Expert: AI benefits for patients will also help reduce pressure on providers

Currently, physicians are burned out and patient experience is suboptimal, says one longtime stakeholder, but artificial intelligence holds the potential to help fix all of that.
Jeff Rowe

"If we exploit machines' unique strengths to foster an improved bond between humans, we’ll have found a vital remedy for what profoundly ails our medicine today.”

So said Dr. Eric Topol – cardiologist, geneticist and digital health pioneer – in a recent interview with Healthcare IT News.

The author of a new book, Deep Medicine: How Artificial Intelligence Can Make Healthcare Human Again, Topol argues that if properly and humanely deployed, AI and and machine learning have to potential to restore efficiency to a wide array of burdensome healthcare processes, freeing up physicians to treat their patients in the way they deserve. 

"The path won't be easy,” he observed, “and the end is a long way off. But with the right guard rails, medicine can get there."

Much of what Topol argues can be summed up by the distinction between what he calls “shallow medicine” and “deep medicine.”

The former “is rife with problems such as lack of time. So there's very little human contact. And in the minutes when it occurs, it's compromised by keyboard and screen and minimal, if any, eye contact. So it's totally depersonalized and that's a big problem.”

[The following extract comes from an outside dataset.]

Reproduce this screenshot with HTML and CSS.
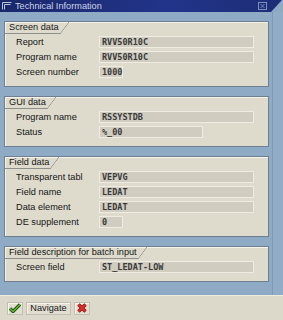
FILE: index.html
```html
<!DOCTYPE html>
<html lang="en">
<head>
    <meta charset="UTF-8">
    <title>Technical Information</title>
    <link rel="stylesheet" href="styles.css">
</head>
<body>
    <div class="window">
        <div class="titlebar">
            <svg class="title-icon" width="10" height="8" viewBox="0 0 10 8">
                <path d="M0.5 0.5H9.5M0.5 0.5V7.5M2.5 2.5H8.5M2.5 2.5V7.5" stroke="#b8c4e0" fill="none"/>
            </svg>
            <span class="title-text">Technical Information</span>
            <span class="close-btn">
                <svg width="9" height="8" viewBox="0 0 9 8">
                    <rect x="0.5" y="0.5" width="8" height="7" stroke="#7f8fbf" fill="none"/>
                    <path d="M2.5 2L6.5 6M6.5 2L2.5 6" stroke="#7f8fbf"/>
                </svg>
            </span>
        </div>

        <div class="main">
            <div class="content">
                <div class="group">
                    <div class="tab"><span class="tab-label">Screen data</span><span class="tab-slash"></span></div>
                    <div class="row"><span class="label">Report</span><span class="field long">RVV50R10C</span></div>
                    <div class="row"><span class="label">Program name</span><span class="field long">RVV50R10C</span></div>
                    <div class="row"><span class="label">Screen number</span><span class="field short">1000</span></div>
                </div>

                <div class="group">
                    <div class="tab"><span class="tab-label">GUI data</span><span class="tab-slash"></span></div>
                    <div class="row"><span class="label">Program name</span><span class="field long">RSSYSTDB</span></div>
                    <div class="row"><span class="label">Status</span><span class="field medium">%_00</span></div>
                </div>

                <div class="group">
                    <div class="tab"><span class="tab-label">Field data</span><span class="tab-slash"></span></div>
                    <div class="row"><span class="label">Transparent tabl</span><span class="field long">VEPVG</span></div>
                    <div class="row"><span class="label">Field name</span><span class="field long">LEDAT</span></div>
                    <div class="row"><span class="label">Data element</span><span class="field long">LEDAT</span></div>
                    <div class="row"><span class="label">DE supplement</span><span class="field short">0</span></div>
                </div>

                <div class="group">
                    <div class="tab"><span class="tab-label">Field description for batch input</span><span class="tab-slash"></span></div>
                    <div class="row"><span class="label">Screen field</span><span class="field long">ST_LEDAT-LOW</span></div>
                </div>
            </div>
            <div class="side"></div>
        </div>

        <div class="toolbar">
            <span class="btn btn-icon">
                <svg width="12" height="10" viewBox="0 0 12 10">
                    <path d="M1 5.5L4 8.5L11 1.5" stroke="#1f4a12" stroke-width="3.2" fill="none" stroke-linejoin="round"/>
                    <path d="M1 5.5L4 8.5L11 1.5" stroke="#5fb82c" stroke-width="1.6" fill="none" stroke-linejoin="round"/>
                </svg>
            </span>
            <span class="btn btn-text">Navigate</span>
            <span class="btn btn-icon">
                <svg width="10" height="10" viewBox="0 0 10 10">
                    <path d="M1.5 1.5L8.5 8.5M8.5 1.5L1.5 8.5" stroke="#7a1010" stroke-width="3.4"/>
                    <path d="M1.5 1.5L8.5 8.5M8.5 1.5L1.5 8.5" stroke="#e0302a" stroke-width="1.8"/>
                </svg>
            </span>
        </div>
    </div>
</body>
</html>
```

FILE: styles.css
```css
body {
    margin: 0;
    font-family: "Liberation Sans", Arial, sans-serif;
    font-size: 9.2px;
    color: #141414;
}

.window {
    width: 283px;
    height: 320px;
    display: flex;
    flex-direction: column;
    background-color: #8eaac4; /* blue-gray frame */
}

/* Title bar with the slanted right end */
.titlebar {
    height: 12px;
    flex: none;
    display: flex;
    align-items: center;
    background: linear-gradient(90deg, #1a286a, #22348a 60%, #1d2d76);
    clip-path: polygon(0 0, 282px 0, 271px 12px, 0 12px);
    color: #ccd4e8;
}

.title-icon {
    margin: 0 3px 0 2px;
}

.title-text {
    flex: 1;
    line-height: 12px;
}

.close-btn {
    display: flex;
    margin-right: 16px;
}

.main {
    flex: 1;
    display: flex;
}

.content {
    width: 265px;
    padding: 9px 3px 0 4px;
    display: flex;
    flex-direction: column;
    gap: 9px;
}

.side {
    flex: 1;
    background-color: #91acc6;
    border-left: 1px solid #8199b2;
}

/* Group boxes */
.group {
    border: 1px solid #6f7f90;
    background-color: #dedbcc;
    box-shadow: inset 1px 1px 0 #f5f3ea;
    padding-bottom: 7px;
}

.tab {
    display: flex;
    height: 12px;
}

.tab-label {
    padding: 0 1px 0 4px;
    line-height: 11px;
    border-bottom: 1px solid #8e8f8a;
}

.tab-slash {
    width: 9px;
    background: linear-gradient(to top left, transparent calc(50% - 0.6px), #8e8f8a 50%, transparent calc(50% + 0.6px));
}

.row {
    height: 15px;
    display: flex;
    align-items: center;
    padding-left: 11px;
}

.label {
    width: 83px;
}

.field {
    box-sizing: border-box;
    height: 12px;
    padding: 0 2px;
    line-height: 10px;
    font-family: "DejaVu Sans Mono", monospace;
    font-size: 8.5px;
    font-weight: bold;
    color: #3a3a3a;
    background-color: #d0ccbf;
    border: 1px solid #efede3;
}

.long {
    width: 155px;
}

.medium {
    width: 104px;
}

.short {
    width: 24px;
}

/* Bottom toolbar */
.toolbar {
    height: 25px;
    flex: none;
    box-sizing: border-box;
    display: flex;
    align-items: center;
    gap: 3px;
    padding-left: 7px;
    background-color: #dcd9ca;
    border-top: 1px solid #eeece2;
}

.btn {
    box-sizing: border-box;
    height: 13px;
    display: flex;
    align-items: center;
    justify-content: center;
    background-color: #e2dfd2;
    border: 1px solid #c2beb0;
    box-shadow: inset 1px 1px 0 #f6f4ec;
}

.btn-icon {
    width: 16px;
}

.btn-text {
    width: 45px;
}
```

Moreover, Topol says shallow medicine is leading to burnout, clinical depression and even a high number of suicides among physicians. “And then even further disillusionment: You have patients who feel that they're not being cared for because there's so very little time – less of a bond, and the sense of presence and trust and that whole precious relationship that has deteriorated.”

With that physician pressure in mind, Topol points out that AI has great potential for use by patients themselves, which would help providers manager their workload.  

“We’ve already had smartwatches with heart rhythm detection out there with a deep learning algorithm, FDA-approved for consumers,” he noted. “And there's going to be a lot more of that. If we have people diagnosing their skin lesions or their child's ear infections and all these other reasons for going to a doctor, that's going to be huge. That's a big part of healthcare: the routine, not-serious but important things that need accurate, rapid, inexpensive diagnosis.”

Over the long run, Topol said, “the biggest thing of all is remote monitoring and getting rid of hospital rooms. And there, the opportunity is extraordinary. Because obviously the main cost in healthcare is personnel. And if you don't have hospital rooms, you have a whole lot less personnel. So setting up surveillance centers with remote monitoring – which can be exquisite and very inexpensive with the right algorithms, when it's validated – would be the biggest single way to improve things for patients, because they're in the comfort of their own home. They're not subject to the risk of nosocomial infections. That would be very well appreciated by patients if it was proven to be safe and effective.”